= REQUIREMENTS =
It is required that the lines from the top of the listing through the line with "string; value: string;" be reproduced exactly, excluding pictures.
++++ STORED DATA ++++
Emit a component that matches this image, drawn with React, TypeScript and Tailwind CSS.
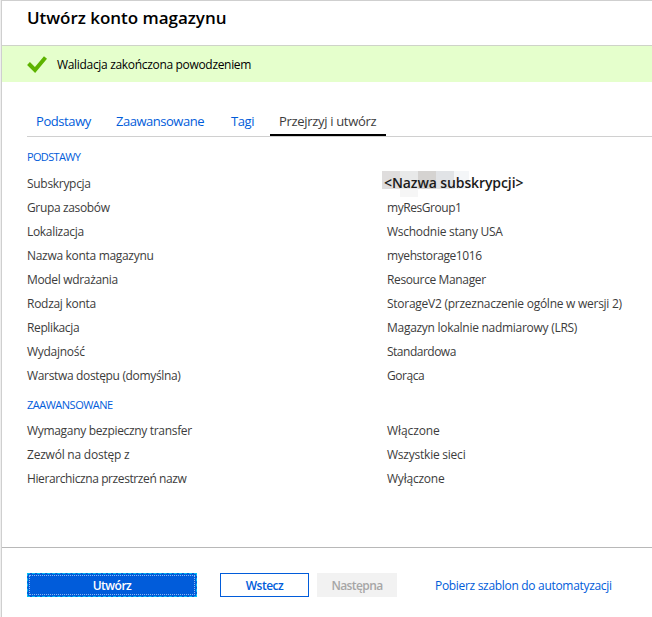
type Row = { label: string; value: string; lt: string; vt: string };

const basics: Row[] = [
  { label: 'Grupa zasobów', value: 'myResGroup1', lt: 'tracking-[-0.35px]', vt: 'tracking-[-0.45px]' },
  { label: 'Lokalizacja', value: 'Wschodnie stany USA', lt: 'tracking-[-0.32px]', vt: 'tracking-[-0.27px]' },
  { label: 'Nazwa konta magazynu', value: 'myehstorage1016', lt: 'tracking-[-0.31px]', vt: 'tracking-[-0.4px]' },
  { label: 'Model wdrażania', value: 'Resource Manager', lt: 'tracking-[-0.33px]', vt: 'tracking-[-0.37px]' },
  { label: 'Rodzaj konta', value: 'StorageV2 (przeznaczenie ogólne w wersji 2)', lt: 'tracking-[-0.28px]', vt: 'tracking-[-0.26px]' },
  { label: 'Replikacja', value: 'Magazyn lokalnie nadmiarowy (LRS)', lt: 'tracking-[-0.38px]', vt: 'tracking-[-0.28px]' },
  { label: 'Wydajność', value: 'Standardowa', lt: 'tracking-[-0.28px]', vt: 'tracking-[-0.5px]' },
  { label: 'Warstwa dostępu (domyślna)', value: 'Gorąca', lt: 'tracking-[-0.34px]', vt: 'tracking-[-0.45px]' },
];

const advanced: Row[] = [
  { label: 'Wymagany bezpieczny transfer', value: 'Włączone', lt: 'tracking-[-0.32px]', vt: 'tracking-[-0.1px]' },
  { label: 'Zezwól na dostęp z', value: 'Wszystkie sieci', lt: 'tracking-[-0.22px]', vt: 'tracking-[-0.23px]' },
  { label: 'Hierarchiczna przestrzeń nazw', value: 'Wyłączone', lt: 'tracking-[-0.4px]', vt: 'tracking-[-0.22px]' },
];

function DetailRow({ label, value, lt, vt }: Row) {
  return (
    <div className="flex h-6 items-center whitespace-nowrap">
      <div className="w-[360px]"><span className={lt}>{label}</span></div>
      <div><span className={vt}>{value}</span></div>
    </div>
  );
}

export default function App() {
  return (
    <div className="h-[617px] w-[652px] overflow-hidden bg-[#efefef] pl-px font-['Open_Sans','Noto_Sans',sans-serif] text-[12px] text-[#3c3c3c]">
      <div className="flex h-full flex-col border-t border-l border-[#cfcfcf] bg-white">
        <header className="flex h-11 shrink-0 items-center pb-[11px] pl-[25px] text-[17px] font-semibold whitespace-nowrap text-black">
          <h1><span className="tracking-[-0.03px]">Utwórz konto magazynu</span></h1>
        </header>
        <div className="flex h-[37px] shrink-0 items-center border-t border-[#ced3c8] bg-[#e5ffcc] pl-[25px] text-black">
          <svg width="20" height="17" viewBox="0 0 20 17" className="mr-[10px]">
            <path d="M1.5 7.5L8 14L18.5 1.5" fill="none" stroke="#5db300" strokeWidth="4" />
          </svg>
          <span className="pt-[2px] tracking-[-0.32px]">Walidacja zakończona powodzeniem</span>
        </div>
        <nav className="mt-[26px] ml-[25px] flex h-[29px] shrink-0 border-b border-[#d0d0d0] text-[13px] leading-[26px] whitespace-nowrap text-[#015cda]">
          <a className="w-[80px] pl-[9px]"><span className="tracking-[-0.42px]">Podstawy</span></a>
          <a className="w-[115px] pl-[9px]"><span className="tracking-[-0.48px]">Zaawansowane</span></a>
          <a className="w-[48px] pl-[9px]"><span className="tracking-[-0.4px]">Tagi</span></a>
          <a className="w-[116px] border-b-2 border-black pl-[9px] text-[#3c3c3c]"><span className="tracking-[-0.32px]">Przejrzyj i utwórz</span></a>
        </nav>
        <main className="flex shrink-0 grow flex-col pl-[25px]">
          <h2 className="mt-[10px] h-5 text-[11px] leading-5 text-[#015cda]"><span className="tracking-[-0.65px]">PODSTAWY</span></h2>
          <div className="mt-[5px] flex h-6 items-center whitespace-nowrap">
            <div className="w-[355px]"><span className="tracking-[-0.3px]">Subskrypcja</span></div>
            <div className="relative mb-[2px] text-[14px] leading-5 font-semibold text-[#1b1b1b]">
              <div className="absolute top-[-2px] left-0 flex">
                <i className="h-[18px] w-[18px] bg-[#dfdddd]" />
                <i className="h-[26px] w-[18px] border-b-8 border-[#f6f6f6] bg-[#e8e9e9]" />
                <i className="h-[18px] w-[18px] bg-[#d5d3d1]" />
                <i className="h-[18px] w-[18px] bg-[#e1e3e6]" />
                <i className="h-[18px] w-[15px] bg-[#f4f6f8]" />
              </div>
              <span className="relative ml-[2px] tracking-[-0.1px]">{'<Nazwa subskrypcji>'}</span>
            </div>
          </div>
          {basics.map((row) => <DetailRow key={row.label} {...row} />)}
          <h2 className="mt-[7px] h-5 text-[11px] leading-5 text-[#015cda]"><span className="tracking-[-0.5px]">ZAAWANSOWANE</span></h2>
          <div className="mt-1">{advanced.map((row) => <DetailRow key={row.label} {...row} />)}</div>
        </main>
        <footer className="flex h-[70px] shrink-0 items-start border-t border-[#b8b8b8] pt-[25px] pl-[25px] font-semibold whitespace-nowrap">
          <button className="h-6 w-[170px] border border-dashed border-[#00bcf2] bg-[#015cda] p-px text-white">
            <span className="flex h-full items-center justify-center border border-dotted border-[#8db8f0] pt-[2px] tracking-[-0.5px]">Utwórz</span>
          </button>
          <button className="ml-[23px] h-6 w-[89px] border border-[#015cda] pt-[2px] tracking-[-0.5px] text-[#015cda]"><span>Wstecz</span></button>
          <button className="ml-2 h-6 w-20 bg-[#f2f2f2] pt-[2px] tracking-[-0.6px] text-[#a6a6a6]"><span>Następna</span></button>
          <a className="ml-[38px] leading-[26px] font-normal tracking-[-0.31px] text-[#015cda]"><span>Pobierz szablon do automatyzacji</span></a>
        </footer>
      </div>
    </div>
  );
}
++++
= ANSWER TO THIS EXERCISE =
Emit a component that matches this image, drawn with React, TypeScript and Tailwind CSS.
type Row = { label: string; value: string; lt: string; vt: string };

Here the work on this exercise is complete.